Begin
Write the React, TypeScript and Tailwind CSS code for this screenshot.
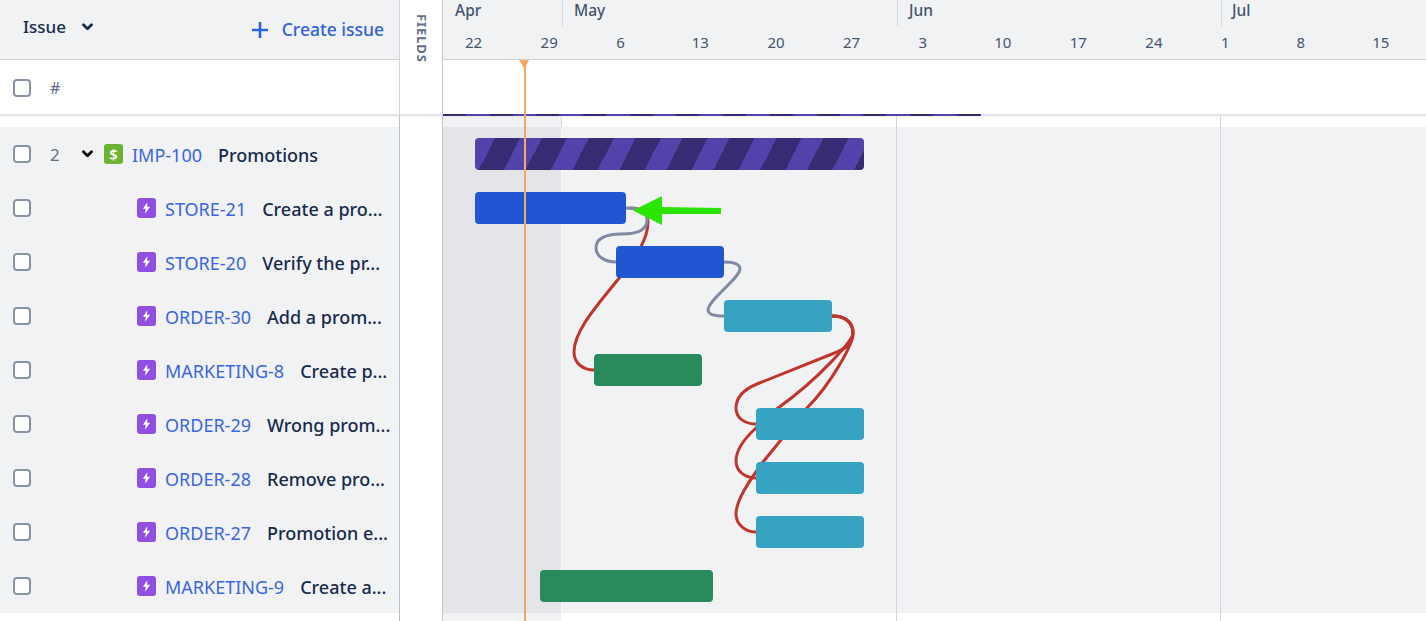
import React from "react";

const font = { fontFamily: '"Noto Sans", sans-serif' };

function Check() {
  return <span className="block w-[18px] h-[18px] rounded-[4px] border-2 border-[#8993a8] bg-white shrink-0" />;
}

function Chevron({ className }: { className: string }) {
  return (
    <svg viewBox="0 0 12 8" className={className} fill="none" stroke="currentColor" strokeWidth="3" strokeLinecap="round" strokeLinejoin="round">
      <path d="M1.6 1.6 L6 6 L10.4 1.6" />
    </svg>
  );
}

function Bolt() {
  return (
    <span className="w-[19px] h-[20px] rounded-[3px] bg-[#904ee2] flex items-center justify-center shrink-0">
      <svg viewBox="0 0 10 14" className="w-[9px] h-[12px]" fill="#fff">
        <path d="M6 0.4 L0.8 7.8 H4 L3.4 13.6 L9.2 5.6 H5.6 Z" />
      </svg>
    </span>
  );
}

const issues = [
  { k: "STORE-21", t: "Create a pro..." },
  { k: "STORE-20", t: "Verify the pr..." },
  { k: "ORDER-30", t: "Add a prom..." },
  { k: "MARKETING-8", t: "Create p..." },
  { k: "ORDER-29", t: "Wrong prom..." },
  { k: "ORDER-28", t: "Remove pro..." },
  { k: "ORDER-27", t: "Promotion e..." },
  { k: "MARKETING-9", t: "Create a..." },
];

const days = ["22", "29", "6", "13", "20", "27", "3", "10", "17", "24", "1", "8", "15"];

const stripe = "bg-[repeating-linear-gradient(117deg,#5243aa_0px,#5243aa_17.8px,#352c73_17.8px,#352c73_40.2px,#5243aa_40.2px,#5243aa_41.8px)]";

const bars = [
  { ml: "ml-[32px]", w: "w-[389px]", c: stripe },
  { ml: "ml-[32px]", w: "w-[151px]", c: "bg-[#2056d2]" },
  { ml: "ml-[173px]", w: "w-[108px]", c: "bg-[#2056d2]" },
  { ml: "ml-[281px]", w: "w-[108px]", c: "bg-[#37a3c2]" },
  { ml: "ml-[151px]", w: "w-[108px]", c: "bg-[#298a5c]" },
  { ml: "ml-[313px]", w: "w-[108px]", c: "bg-[#37a3c2]" },
  { ml: "ml-[313px]", w: "w-[108px]", c: "bg-[#37a3c2]" },
  { ml: "ml-[313px]", w: "w-[108px]", c: "bg-[#37a3c2]" },
  { ml: "ml-[97px]", w: "w-[173px]", c: "bg-[#298a5c]" },
];

const months = [
  { m: "Apr", c: "w-[119px] pl-[12px]" },
  { m: "May", c: "w-[335px] pl-[11px] border-l border-[#d5d7de]" },
  { m: "Jun", c: "w-[324px] pl-[11px] border-l border-[#d5d7de]" },
  { m: "Jul", c: "w-[205px] pl-[10px] border-l border-[#d5d7de]" },
];

function Left() {
  return (
    <div className="w-[400px] shrink-0 border-r border-[#b9bdc9] h-full flex flex-col">
      <div className="h-[60px] bg-[#f1f2f4] border-b border-[#d0d2da] flex items-center pl-[23px] pr-[15px] shrink-0">
        <span className="text-[17px] font-medium text-[#172b4d] -mt-[6px]">Issue</span>
        <Chevron className="w-[11px] h-[8px] ml-[16px] -mt-[6px] text-[#172b4d]" />
        <svg viewBox="0 0 16 16" className="w-[16px] h-[16px] ml-auto" fill="none" stroke="#2f62e0" strokeWidth="2.6">
          <path d="M8 0 V16 M0 8 H16" />
        </svg>
        <span className="ml-[14px] text-[17.5px] font-medium text-[#2f62e0]">Create issue</span>
      </div>
      <div className="h-[55px] bg-white flex items-center pl-[13px] shrink-0">
        <Check />
        <span className="ml-[19px] text-[16px] text-[#626f86]">#</span>
      </div>
      <div className="h-[12px] bg-white shrink-0" />
      <div className="h-[54px] bg-[#f1f2f4] flex items-center pl-[13px] shrink-0">
        <Check />
        <span className="ml-[19px] w-[32px] text-[17px] text-[#626f86] pt-[2px]">2</span>
        <Chevron className="w-[11px] h-[8px] text-black" />
        <span className="ml-[11px] w-[19px] h-[20px] rounded-[3px] bg-[#6ab42f] flex items-center justify-center text-white text-[15px] font-semibold leading-none shrink-0">$</span>
        <span className="ml-[9px] text-[18px] text-[#3a66e3] whitespace-nowrap pt-[2px]">IMP-100</span>
        <span className="ml-[16px] text-[18px] font-medium text-[#172b4d] whitespace-nowrap pt-[2px]">Promotions</span>
      </div>
      {issues.map((r) => (
        <div key={r.k} className="h-[54px] bg-[#f1f2f4] flex items-center pl-[13px] shrink-0">
          <Check />
          <span className="ml-[106px]"><Bolt /></span>
          <span className="ml-[9px] text-[18px] text-[#3a66e3] whitespace-nowrap pt-[2px]">{r.k}</span>
          <span className="ml-[16px] text-[18px] font-medium text-[#172b4d] whitespace-nowrap pt-[2px]">{r.t}</span>
        </div>
      ))}
    </div>
  );
}

function Fields() {
  return (
    <div className="w-[43px] shrink-0 border-r border-[#c4c7d1] h-full bg-white flex flex-col">
      <div className="h-[60px] flex justify-center pt-[14px] pl-[1px]">
        <span className="[writing-mode:vertical-rl] text-[13px] font-bold tracking-[0.9px] text-[#626f86] leading-none">FIELDS</span>
      </div>
    </div>
  );
}

function BarRows() {
  return (
    <>
      {bars.map((b, i) => (
        <div key={i} className="h-[54px] flex items-center relative">
          <div className={`${b.ml} ${b.w} ${b.c} h-[32px] rounded-[4px]`} />
        </div>
      ))}
    </>
  );
}

function Chart() {
  return (
    <div className="flex-1 h-full relative overflow-hidden">
      {/* header */}
      <div className="h-[60px] bg-[#f1f2f4] border-b border-[#d0d2da] flex flex-col">
        <div className="flex h-[26px]">
          {months.map(({ m, c }) => (
            <div key={m} className={`${c} text-[15.5px] font-medium text-[#44546f] leading-[21px]`}>{m}</div>
          ))}
        </div>
        <div className="flex pl-[22px] pt-[6px]">
          {days.map((d, i) => (
            <span key={i} className="w-[75.6px] shrink-0 text-[15px] text-[#44546f] leading-[21px]">{d}</span>
          ))}
        </div>
      </div>
      <div className="h-[67px] bg-white" />

      {/* rows area */}
      <div className="relative bg-[#f1f2f4] h-[486px]">
        <div className="absolute left-0 top-0 bottom-0 w-[118px] bg-[#e4e5e9]" />
      </div>
      <div className="h-[8px] bg-white" />
      <div className="absolute left-0 top-[613px] w-[118px] h-[8px] bg-[#f1f2f4]" />
      <div className="absolute left-0 top-[115px] w-[118px] h-[12px] bg-[#f1f2f4]" />

      {/* month grid lines */}
      <div className="absolute left-[118px] top-[115px] h-[12px] w-px bg-[#d5d6dc]" />
      <div className="absolute left-[118px] top-[127px] bottom-0 w-px bg-[#fafafb]" />
      <div className="absolute left-[453px] top-[115px] bottom-0 w-px bg-[#d5d6dc]" />
      <div className="absolute left-[777px] top-[115px] bottom-0 w-px bg-[#d5d6dc]" />

      {/* links */}
      <svg className="absolute left-0 top-0 w-[983px] h-[621px]" viewBox="443 0 983 621" fill="none" strokeWidth="3" strokeLinecap="round">
        <g stroke="#c1352a">
          <path d="M630 208 C 641 208 648 212 648 222 C 648 240 635 258 620 277 C 600 302 574 330 574 352 C 574 364 584 370 594 370" />
          <path d="M832 316 C 846 316 853 323 853 333 C 853 345 845 349 832 354 L 757 384 C 745 389 736 397 736 408 C 736 419 746 424 756 424" />
          <path d="M832 316 C 846 316 853 323 853 333 C 853 340 820 378 778 408 L 756 428 C 745 438 736 450 736 461 C 736 472 746 478 756 478" />
          <path d="M832 316 C 846 316 853 323 853 333 C 853 345 830 385 807 408 L 763 462 C 750 480 736 500 736 514 C 736 525 746 532 756 532" />
        </g>
        <g stroke="#7f8ba2">
          <path d="M626 208 C 640 208 647 212 647 220 C 647 232 632 234 622 234 C 605 234 596 238 596 248 C 596 257 606 262 616 262" />
          <path d="M724 262 C 734 262 740 264 740 269 C 740 278 708 300 708 310 C 708 314 714 316 724 316" />
        </g>
      </svg>

      {/* bars above links */}
      <div className="absolute left-0 right-0 top-[127px]">
        <BarRows />
      </div>

      {/* today marker + arrow */}
      <svg className="absolute left-0 top-0 w-[983px] h-[621px] z-10" viewBox="443 0 983 621">
        <rect x="524" y="66" width="2" height="555" fill="#fca55f" />
        <path d="M519 60 H529 L524.5 69 Z" fill="#fca55f" />
        <path d="M633 210.5 L662 196 V207 L721 208 V214 L662 214 V225 Z" fill="#2ae600" />
      </svg>
    </div>
  );
}

export default function App() {
  return (
    <div style={font} className="w-[1426px] h-[621px] overflow-hidden bg-white flex relative">
      <Left />
      <Fields />
      <Chart />
      <div className="absolute left-[399px] top-0 h-[114px] w-px bg-[#d5d6dc]" />
      <div className="absolute left-0 right-0 top-[114px] h-[4px] bg-gradient-to-b from-[#dcdde3] to-transparent" />
      <div className="absolute left-[443px] top-[114px] w-[538px] h-[2px] bg-[repeating-linear-gradient(90deg,#352c73_0px,#352c73_23px,#5243aa_23px,#5243aa_46.7px)]" />
    </div>
  );
}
End
Filter the listing above by the word "React"; copy each line that passes.

Write the React, TypeScript and Tailwind CSS code for this screenshot.
import React from "react";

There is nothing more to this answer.